▶ [Task instructions]: Where a line holds the word "code", copy that line.
**** Dataset extract
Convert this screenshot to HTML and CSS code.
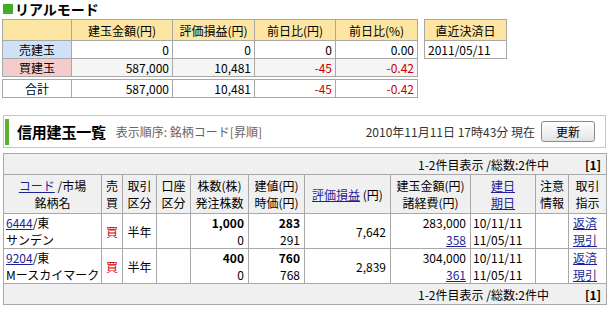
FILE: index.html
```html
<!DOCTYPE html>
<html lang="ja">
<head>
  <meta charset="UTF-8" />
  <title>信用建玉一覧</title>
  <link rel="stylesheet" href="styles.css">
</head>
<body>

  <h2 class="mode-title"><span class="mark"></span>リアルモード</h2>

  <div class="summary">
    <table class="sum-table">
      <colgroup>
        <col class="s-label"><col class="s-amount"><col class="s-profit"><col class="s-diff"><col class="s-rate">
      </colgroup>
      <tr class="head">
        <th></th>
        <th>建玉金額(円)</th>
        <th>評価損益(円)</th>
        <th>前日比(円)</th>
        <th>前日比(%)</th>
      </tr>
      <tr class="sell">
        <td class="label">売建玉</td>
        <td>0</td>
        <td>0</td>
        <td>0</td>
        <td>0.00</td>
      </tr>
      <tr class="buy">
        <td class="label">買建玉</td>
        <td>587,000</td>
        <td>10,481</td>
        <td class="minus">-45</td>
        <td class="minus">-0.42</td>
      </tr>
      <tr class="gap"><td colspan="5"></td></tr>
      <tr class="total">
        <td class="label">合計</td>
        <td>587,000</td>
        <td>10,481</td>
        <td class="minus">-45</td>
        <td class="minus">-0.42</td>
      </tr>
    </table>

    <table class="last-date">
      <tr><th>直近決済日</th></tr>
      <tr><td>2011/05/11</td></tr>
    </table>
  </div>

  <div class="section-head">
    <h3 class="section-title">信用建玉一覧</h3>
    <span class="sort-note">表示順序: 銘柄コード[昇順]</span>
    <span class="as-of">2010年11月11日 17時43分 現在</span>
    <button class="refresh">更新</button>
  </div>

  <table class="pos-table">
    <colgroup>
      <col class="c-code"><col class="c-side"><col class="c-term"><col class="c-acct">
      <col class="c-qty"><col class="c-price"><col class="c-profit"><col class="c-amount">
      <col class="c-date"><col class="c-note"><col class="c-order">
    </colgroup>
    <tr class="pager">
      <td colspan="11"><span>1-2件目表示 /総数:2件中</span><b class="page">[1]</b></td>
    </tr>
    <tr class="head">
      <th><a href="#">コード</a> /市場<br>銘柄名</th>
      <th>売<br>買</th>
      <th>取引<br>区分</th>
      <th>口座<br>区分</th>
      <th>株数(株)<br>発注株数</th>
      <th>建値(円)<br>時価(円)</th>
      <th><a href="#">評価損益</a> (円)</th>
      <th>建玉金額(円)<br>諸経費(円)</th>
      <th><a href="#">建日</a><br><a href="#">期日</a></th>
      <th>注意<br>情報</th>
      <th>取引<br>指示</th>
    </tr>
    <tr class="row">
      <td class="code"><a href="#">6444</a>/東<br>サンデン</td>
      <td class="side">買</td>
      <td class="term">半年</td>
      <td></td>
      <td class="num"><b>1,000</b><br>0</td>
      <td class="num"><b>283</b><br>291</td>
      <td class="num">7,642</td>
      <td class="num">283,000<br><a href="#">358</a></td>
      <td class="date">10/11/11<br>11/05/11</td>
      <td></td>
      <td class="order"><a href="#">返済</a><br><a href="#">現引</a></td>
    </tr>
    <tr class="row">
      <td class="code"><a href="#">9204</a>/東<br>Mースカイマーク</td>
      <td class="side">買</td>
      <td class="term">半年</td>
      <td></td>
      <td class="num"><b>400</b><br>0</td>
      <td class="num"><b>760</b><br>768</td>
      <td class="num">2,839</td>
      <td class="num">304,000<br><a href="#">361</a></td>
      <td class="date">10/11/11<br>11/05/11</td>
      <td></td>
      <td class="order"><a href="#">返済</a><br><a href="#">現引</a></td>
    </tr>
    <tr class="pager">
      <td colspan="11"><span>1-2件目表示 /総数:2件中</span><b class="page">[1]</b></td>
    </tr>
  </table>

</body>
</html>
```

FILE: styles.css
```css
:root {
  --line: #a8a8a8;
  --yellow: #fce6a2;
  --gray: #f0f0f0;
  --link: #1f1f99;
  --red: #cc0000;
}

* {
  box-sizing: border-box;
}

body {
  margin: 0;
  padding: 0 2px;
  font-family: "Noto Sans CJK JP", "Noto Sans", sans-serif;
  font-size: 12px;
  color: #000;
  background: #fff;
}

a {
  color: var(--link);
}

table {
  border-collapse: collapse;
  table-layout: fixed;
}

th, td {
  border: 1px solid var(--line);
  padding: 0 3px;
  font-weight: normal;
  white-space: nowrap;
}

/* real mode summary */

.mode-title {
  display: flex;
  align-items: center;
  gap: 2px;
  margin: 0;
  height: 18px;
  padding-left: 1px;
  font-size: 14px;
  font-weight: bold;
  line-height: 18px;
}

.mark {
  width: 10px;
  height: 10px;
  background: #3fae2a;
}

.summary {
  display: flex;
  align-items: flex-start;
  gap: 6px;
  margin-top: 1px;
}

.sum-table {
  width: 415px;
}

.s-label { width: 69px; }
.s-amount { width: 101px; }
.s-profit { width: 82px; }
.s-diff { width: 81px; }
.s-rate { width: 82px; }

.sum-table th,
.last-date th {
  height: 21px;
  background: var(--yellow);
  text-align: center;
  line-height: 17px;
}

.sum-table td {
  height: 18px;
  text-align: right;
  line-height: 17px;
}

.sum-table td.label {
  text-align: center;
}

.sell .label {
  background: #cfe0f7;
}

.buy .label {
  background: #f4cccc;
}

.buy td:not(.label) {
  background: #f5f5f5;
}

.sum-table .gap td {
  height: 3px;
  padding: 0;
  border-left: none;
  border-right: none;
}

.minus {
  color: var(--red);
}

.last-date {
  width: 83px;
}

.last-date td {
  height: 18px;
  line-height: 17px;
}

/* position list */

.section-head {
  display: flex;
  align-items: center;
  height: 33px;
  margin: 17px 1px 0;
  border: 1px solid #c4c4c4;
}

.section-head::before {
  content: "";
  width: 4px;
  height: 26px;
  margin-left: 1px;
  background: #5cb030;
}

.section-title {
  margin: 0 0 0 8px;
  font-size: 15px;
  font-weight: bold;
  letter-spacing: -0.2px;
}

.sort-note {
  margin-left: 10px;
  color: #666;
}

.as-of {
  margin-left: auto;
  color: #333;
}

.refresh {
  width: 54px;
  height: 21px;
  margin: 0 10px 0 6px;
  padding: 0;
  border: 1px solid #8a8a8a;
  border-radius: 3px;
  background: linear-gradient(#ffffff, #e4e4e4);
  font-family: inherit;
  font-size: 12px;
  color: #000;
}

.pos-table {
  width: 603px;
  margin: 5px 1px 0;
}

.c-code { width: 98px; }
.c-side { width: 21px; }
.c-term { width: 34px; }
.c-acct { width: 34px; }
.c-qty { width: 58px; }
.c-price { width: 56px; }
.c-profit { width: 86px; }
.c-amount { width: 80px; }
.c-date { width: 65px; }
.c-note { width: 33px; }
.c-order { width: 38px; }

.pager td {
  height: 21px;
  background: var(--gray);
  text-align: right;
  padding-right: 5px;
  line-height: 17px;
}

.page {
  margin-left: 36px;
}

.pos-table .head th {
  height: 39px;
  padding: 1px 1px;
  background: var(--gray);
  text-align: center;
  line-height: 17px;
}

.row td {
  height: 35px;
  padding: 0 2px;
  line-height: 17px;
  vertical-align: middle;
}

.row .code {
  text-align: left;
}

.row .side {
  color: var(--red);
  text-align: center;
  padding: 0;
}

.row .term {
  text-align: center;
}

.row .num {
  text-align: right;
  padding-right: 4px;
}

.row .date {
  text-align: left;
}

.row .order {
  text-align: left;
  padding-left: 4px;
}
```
********
**** Dataset extract
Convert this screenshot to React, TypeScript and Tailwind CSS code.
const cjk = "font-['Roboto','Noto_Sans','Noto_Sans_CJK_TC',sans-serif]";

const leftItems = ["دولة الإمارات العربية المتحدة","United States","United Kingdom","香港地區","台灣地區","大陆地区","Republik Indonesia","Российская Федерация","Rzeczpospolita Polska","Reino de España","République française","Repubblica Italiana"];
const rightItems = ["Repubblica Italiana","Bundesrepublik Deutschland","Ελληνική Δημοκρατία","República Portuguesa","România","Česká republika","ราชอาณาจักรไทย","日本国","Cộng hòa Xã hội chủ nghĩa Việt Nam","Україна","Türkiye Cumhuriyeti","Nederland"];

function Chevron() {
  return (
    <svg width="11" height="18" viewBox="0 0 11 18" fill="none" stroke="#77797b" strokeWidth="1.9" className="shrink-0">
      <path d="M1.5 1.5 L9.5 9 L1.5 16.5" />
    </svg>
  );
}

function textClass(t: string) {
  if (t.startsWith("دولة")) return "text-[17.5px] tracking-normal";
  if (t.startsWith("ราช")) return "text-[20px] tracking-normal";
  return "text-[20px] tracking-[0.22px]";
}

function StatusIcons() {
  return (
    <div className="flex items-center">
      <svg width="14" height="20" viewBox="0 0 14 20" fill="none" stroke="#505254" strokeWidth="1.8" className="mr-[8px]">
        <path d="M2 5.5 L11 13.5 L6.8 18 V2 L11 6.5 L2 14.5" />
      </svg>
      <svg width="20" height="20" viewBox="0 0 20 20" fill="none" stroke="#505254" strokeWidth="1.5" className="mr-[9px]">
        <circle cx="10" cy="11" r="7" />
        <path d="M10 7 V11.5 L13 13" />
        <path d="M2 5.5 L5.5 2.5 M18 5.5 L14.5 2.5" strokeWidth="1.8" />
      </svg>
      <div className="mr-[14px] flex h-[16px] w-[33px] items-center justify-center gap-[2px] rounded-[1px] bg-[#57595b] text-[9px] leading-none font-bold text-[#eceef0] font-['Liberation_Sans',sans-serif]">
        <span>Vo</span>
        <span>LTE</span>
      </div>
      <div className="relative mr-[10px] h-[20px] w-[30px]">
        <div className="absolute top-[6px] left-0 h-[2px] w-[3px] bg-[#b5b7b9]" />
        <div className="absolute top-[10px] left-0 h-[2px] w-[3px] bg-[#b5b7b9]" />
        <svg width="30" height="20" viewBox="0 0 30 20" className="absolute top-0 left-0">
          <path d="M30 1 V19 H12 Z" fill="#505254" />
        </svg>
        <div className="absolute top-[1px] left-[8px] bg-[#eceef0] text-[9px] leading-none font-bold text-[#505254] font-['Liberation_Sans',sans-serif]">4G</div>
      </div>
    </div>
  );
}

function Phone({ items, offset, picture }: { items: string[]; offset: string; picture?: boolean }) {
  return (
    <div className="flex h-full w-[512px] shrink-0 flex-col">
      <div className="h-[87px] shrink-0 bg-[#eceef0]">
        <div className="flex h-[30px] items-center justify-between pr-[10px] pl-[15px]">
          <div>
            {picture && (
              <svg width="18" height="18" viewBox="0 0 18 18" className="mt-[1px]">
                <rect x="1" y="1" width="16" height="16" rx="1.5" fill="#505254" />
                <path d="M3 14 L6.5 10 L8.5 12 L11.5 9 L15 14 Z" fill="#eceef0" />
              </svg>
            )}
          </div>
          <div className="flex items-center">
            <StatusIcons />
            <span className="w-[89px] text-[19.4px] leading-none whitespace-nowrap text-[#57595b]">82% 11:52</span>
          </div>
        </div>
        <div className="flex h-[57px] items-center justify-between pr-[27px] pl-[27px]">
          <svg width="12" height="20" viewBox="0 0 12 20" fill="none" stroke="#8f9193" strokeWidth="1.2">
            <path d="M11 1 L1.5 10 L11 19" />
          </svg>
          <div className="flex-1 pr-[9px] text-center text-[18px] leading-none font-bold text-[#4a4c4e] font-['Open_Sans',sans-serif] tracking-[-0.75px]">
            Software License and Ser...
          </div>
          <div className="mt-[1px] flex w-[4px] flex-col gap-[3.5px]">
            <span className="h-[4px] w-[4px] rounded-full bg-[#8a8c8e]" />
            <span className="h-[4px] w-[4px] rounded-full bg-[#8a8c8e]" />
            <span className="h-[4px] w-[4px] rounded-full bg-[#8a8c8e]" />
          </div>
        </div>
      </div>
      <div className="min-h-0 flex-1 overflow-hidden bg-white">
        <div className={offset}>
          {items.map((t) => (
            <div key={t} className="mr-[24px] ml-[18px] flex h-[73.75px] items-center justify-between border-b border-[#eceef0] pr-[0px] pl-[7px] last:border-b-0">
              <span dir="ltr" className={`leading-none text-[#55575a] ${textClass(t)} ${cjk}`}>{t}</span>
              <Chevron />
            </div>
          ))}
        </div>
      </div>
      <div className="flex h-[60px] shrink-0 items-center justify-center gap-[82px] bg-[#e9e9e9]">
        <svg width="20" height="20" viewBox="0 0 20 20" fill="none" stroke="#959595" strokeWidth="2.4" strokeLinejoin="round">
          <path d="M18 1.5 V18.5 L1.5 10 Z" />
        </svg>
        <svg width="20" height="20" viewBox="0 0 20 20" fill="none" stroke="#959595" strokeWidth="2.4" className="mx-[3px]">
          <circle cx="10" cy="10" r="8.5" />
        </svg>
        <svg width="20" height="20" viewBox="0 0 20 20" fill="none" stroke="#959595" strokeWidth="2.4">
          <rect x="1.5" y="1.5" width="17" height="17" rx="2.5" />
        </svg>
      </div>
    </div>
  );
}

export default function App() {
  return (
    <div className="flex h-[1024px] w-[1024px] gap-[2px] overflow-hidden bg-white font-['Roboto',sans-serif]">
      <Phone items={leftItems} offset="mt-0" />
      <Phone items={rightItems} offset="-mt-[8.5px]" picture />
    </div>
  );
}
********
**** Dataset extract
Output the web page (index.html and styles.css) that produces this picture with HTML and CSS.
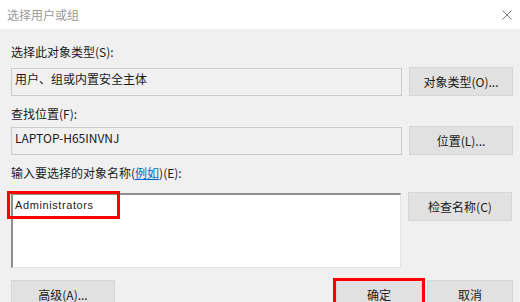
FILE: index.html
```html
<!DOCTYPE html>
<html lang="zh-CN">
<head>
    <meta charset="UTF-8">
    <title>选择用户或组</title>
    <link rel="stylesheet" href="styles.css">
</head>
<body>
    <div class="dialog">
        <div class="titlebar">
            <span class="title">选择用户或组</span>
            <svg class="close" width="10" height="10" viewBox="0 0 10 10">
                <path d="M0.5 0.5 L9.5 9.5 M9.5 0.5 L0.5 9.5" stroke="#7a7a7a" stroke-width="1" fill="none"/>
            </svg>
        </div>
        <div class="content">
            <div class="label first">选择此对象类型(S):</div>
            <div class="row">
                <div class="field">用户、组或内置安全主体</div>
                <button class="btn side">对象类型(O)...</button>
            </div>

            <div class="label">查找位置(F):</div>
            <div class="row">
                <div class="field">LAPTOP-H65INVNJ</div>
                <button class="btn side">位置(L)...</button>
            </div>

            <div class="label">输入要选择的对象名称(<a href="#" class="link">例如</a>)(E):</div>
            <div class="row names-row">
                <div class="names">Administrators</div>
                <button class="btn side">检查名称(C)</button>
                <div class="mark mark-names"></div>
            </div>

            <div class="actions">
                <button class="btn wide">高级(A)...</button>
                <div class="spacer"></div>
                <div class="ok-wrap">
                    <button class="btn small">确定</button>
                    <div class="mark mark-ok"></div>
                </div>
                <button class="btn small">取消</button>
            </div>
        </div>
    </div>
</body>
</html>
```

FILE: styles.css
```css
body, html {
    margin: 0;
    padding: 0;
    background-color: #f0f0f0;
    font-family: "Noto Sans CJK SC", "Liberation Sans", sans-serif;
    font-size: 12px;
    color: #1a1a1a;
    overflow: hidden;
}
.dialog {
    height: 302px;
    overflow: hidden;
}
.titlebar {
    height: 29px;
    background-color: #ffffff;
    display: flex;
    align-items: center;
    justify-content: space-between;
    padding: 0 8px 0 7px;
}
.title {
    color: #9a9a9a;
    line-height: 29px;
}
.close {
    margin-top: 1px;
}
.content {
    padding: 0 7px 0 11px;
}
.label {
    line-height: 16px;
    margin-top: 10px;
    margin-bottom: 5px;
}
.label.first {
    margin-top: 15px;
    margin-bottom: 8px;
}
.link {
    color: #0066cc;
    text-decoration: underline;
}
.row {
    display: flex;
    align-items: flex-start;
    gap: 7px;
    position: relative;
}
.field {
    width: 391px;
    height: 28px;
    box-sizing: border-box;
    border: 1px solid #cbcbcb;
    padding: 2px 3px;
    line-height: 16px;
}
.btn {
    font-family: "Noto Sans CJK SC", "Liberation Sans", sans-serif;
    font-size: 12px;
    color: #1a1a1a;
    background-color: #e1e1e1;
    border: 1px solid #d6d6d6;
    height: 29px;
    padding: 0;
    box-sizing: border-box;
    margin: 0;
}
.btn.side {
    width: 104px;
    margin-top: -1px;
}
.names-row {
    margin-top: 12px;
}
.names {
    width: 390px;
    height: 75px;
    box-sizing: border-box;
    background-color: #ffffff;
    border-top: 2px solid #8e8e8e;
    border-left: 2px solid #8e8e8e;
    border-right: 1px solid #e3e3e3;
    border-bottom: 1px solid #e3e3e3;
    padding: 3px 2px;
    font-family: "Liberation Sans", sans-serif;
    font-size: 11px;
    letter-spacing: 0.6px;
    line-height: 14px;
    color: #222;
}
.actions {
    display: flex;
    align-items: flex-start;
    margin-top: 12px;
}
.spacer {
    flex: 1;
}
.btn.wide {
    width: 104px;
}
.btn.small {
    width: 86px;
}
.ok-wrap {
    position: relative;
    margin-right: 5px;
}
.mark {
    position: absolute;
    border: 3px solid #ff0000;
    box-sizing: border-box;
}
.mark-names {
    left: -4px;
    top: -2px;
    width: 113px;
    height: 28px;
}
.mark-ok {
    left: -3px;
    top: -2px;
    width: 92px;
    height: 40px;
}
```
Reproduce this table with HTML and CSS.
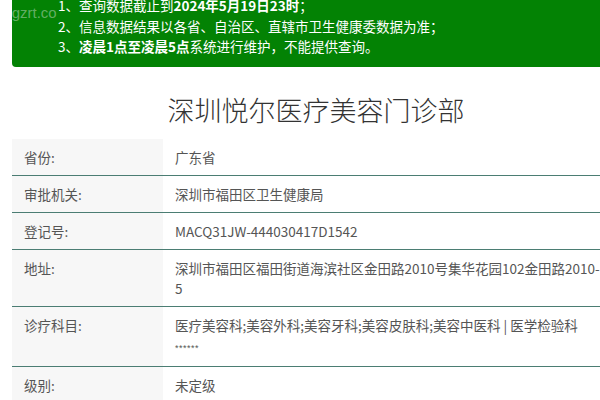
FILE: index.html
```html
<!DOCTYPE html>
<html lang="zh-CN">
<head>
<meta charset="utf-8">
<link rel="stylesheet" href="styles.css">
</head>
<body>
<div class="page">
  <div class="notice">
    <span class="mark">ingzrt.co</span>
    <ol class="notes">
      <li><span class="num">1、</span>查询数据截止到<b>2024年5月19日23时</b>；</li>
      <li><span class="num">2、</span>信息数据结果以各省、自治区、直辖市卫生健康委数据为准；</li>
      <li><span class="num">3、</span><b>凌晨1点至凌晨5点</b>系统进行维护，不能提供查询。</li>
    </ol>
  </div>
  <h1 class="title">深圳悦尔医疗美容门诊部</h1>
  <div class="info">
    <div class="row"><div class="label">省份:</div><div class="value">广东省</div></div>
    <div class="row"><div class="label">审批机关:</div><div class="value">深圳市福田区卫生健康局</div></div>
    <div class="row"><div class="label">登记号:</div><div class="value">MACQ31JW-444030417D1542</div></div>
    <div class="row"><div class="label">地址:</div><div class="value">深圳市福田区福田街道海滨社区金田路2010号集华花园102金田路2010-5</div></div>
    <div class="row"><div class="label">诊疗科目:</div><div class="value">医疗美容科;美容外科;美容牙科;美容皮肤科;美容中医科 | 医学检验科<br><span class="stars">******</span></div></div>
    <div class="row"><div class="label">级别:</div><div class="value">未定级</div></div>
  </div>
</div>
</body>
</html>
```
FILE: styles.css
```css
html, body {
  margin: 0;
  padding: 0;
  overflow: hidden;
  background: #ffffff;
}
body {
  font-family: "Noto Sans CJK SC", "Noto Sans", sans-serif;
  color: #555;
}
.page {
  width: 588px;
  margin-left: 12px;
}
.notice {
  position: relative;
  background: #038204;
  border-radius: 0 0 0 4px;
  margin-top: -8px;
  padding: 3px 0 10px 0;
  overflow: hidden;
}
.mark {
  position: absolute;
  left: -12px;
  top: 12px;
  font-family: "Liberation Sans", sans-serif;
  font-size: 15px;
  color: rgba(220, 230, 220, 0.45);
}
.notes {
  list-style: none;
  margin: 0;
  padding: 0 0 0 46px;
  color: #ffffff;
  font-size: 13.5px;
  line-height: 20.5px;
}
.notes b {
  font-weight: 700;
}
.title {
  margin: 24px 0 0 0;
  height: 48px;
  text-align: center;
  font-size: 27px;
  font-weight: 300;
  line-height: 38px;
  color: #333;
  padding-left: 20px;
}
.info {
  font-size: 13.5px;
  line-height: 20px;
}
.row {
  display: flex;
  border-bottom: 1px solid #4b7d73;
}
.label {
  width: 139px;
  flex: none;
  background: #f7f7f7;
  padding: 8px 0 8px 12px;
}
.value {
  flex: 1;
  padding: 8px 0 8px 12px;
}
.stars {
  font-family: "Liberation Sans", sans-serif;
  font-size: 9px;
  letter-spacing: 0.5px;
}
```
********
▶ [Answer to this task]:
Convert this screenshot to HTML and CSS code.
      <col class="c-code"><col class="c-side"><col class="c-term"><col class="c-acct">
      <td class="code"><a href="#">6444</a>/東<br>サンデン</td>
      <td class="code"><a href="#">9204</a>/東<br>Mースカイマーク</td>
.c-code { width: 98px; }
.row .code {
Convert this screenshot to React, TypeScript and Tailwind CSS code.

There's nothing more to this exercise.